One interesting example is Chiles en Nogada, a special concoction considered one of Mexico’s national dishes but only served around the holiday of Independence from Spain. Chiles rellenos, or stuffed chiles, is a world favourite of Mexican cooking. This one’s a bit different than the year-round variety. It is made with walnut cream sauce and pomegranate seeds. The gooey sweet and savoury affair mimics the colours of the flag with a trilogy of red, green, and white ingredients. (It is frequently served with parsley for greater flag visibility because the white cream sauce might smother the green chile when served.)

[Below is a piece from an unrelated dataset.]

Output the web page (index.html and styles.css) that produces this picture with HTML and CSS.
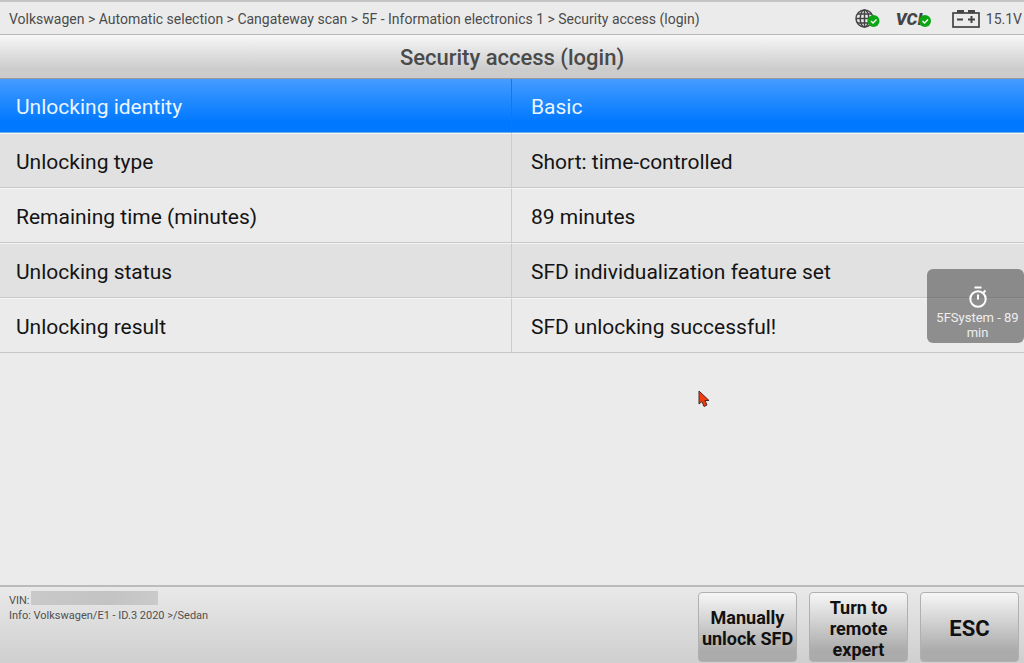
FILE: index.html
```html
<!DOCTYPE html>
<html lang="en">
<head>
	<meta charset="utf-8">
	<title>Security access (login)</title>
	<link rel="stylesheet" href="styles.css">
</head>
<body>
<div class="screen">
	<header class="topbar">
		<div class="path">Volkswagen &gt; Automatic selection &gt; Cangateway scan &gt; 5F - Information electronics 1 &gt; Security access (login)</div>
		<div class="status">
			<svg class="globe" width="25" height="20" viewBox="0 0 25 20">
				<g fill="none" stroke="#444" stroke-width="1.5">
					<circle cx="9.5" cy="9.5" r="8.5"/>
					<ellipse cx="9.5" cy="9.5" rx="4.3" ry="8.5"/>
					<path d="M9.5 1v17M1 9.5h17M2.5 5h14M2.5 14h14"/>
				</g>
				<circle cx="18.5" cy="12" r="6" fill="#0ca514"/>
				<path d="M16 12l2 2 3.500-3.500" fill="none" stroke="#fff" stroke-width="1.400"/>
			</svg>
			<div class="vci">VCI
				<svg class="vci-ok" width="12" height="12" viewBox="0 0 12 12">
					<circle cx="6" cy="6" r="6" fill="#0ca514"/>
					<path d="M3.500 6l2 2L9 4.500" fill="none" stroke="#fff" stroke-width="1.400"/>
				</svg>
			</div>
			<div class="volt">
				<svg width="28" height="18" viewBox="0 0 28 18">
					<rect x="1" y="3" width="26" height="14" fill="none" stroke="#444" stroke-width="1.700"/>
					<path d="M5 0h7v3H5zM16 0h7v3h-7z" fill="#444"/>
					<path d="M5 9.500h6M16 9.500h7M19.500 6v7" stroke="#444" stroke-width="2"/>
				</svg>
				<span>15.1V</span>
			</div>
		</div>
	</header>
	<h1 class="title">Security access (login)</h1>
	<main class="main">
		<table class="list">
			<tr class="active"><th scope="row">Unlocking identity</th><td>Basic</td></tr>
			<tr><th scope="row">Unlocking type</th><td>Short: time-controlled</td></tr>
			<tr><th scope="row">Remaining time (minutes)</th><td>89 minutes</td></tr>
			<tr><th scope="row">Unlocking status</th><td>SFD individualization feature set</td></tr>
			<tr><th scope="row">Unlocking result</th><td>SFD unlocking successful!</td></tr>
		</table>
		<div class="timer">
			<svg width="20" height="22" viewBox="0 0 20 22" fill="none" stroke="#fff">
				<circle cx="10" cy="13" r="7.700" stroke-width="2"/>
				<path d="M6.500 1.500h7M10 8.500v5M15.500 6.500l2-2" stroke-width="2"/>
			</svg>
			<p>5FSystem - 89 min</p>
		</div>
		<svg class="pointer" width="12" height="18" viewBox="0 0 12 18">
			<path d="M1 1v13l3-2.500 2 5 3-1.500-2-4.500h4z" fill="#f03c10" stroke="#4a2a24" stroke-width="1"/>
		</svg>
	</main>
	<footer class="footer">
		<div class="car">
			<div class="vin">VIN:<span class="mask"></span></div>
			<div>Info: Volkswagen/E1 - ID.3 2020 &gt;/Sedan</div>
		</div>
		<div class="btns">
			<button type="button" class="btn">Manually unlock SFD</button>
			<button type="button" class="btn">Turn to remote expert</button>
			<button type="button" class="btn esc">ESC</button>
		</div>
	</footer>
</div>
</body>
</html>
```
FILE: styles.css
```css
*{
	padding: 0;
	margin: 0;
	box-sizing: border-box;
}
body{
	font-family: Roboto, "Liberation Sans", sans-serif;
	background: #ebebeb;
	color: #141414;
}
.screen{
	display: flex;
	flex-direction: column;
	min-height: 100vh;
	overflow: hidden;
}
.topbar{
	display: flex;
	justify-content: space-between;
	align-items: center;
	height: 35px;
	padding: 2px 2px 0 9px;
	border-top: 2px solid #c4c4c4;
	border-bottom: 1px solid #b8b8b8;
	color: #4c4c4c;
	font-size: 14px;
}
.status{
	display: flex;
	align-items: center;
	gap: 16px;
}
.globe{
	display: block;
}
.vci{
	position: relative;
	width: 36px;
	color: #444;
	font-size: 17px;
	font-weight: 900;
	font-style: italic;
}
.vci-ok{
	position: absolute;
	right: 1px;
	bottom: 2px;
}
.volt{
	display: flex;
	align-items: center;
	gap: 6px;
	margin-left: 4px;
}
.title{
	height: 44px;
	padding-top: 2px;
	line-height: 42px;
	border-bottom: 1px solid #999;
	background: linear-gradient(#f7f7f7, #cccccc 80%);
	color: #4a4a4a;
	font-size: 22px;
	font-weight: 500;
	text-align: center;
}
.main{
	position: relative;
	flex: 1;
}
.list{
	width: 100%;
	table-layout: fixed;
	border-spacing: 0;
	font-size: 21px;
}
.list th,
.list td{
	height: 55px;
	padding: 3px 19px 0;
	border-top: 1px solid #f5f5f5;
	border-bottom: 1px solid #c8c8c8;
	font-weight: 400;
	text-align: left;
}
.list th{
	padding: 3px 16px 0;
	border-right: 1px solid #ccc;
}
.list tr:nth-child(even){
	background: #e1e1e1;
}
.list .active{
	background: linear-gradient(#459cff, #0078ff 80%);
	color: #e9f5ff;
}
.list .active th,
.list .active td{
	height: 54px;
	border-top: 0;
	border-bottom-color: #6faeea;
}
.list .active th{
	border-right-color: #1478e6;
}
.timer{
	position: absolute;
	top: 190px;
	right: 0;
	width: 97px;
	height: 74px;
	padding: 17px 0 0 4px;
	border-radius: 6px;
	background: rgba(80, 80, 80, .6);
	color: #eee;
	font-size: 13px;
	line-height: 15px;
	text-align: center;
}
.timer svg{
	display: block;
	margin: 0 auto 2px;
}
.pointer{
	position: absolute;
	top: 311px;
	left: 68.2%;
}
.footer{
	display: flex;
	justify-content: space-between;
	padding: 5px 5px 1px 9px;
	border-top: 2px solid #bbb;
	background: linear-gradient(#e9e9e9, #cfcfcf);
}
.car{
	color: #505050;
	font-size: 11px;
	line-height: 15px;
}
.vin{
	display: flex;
	align-items: center;
	height: 16px;
}
.mask{
	width: 127px;
	height: 14px;
	margin: 0 0 5px 1px;
	background: linear-gradient(90deg, #c9c9c9, #c3c3c3 60%, #cacaca);
}
.btns{
	display: flex;
	gap: 12px;
}
.btn{
	width: 99px;
	height: 70px;
	padding-top: 2px;
	border: 1px solid #b0b0b0;
	border-radius: 4px;
	background: linear-gradient(#f6f6f6, #cfcfcf 45%, #ababab 85%);
	color: #111;
	font-family: inherit;
	font-size: 18px;
	font-weight: 700;
	line-height: 21px;
}
.esc{
	font-size: 22px;
}
```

There is some debate about who the inventors of this holiday feast were. But one thing we do know: this is an atypical flavour medley for Mexico. Both walnuts and pomegranates, and the combination, originate in Persia. The pomegranate was greatly beloved in Spain, having moved that way from the Middle East and Arabia with travellers and conquistadors. Recall how some believe “pomegranate” means “apple of Grenada,” which is in Spain. Spain, of course, colonized Mexico, bringing colourful tiles, rosaries, and pomegranates.
From the temple of Solomon to the Independence fireworks of Mexico, to the wine carafes of Toronto’s Persian restaurants, the pomegranate goddess gets around.
Lorette C. Luzajic
“Three pomegranates fell down from heaven: One for the storyteller, one for the listener, and one for the whole world.”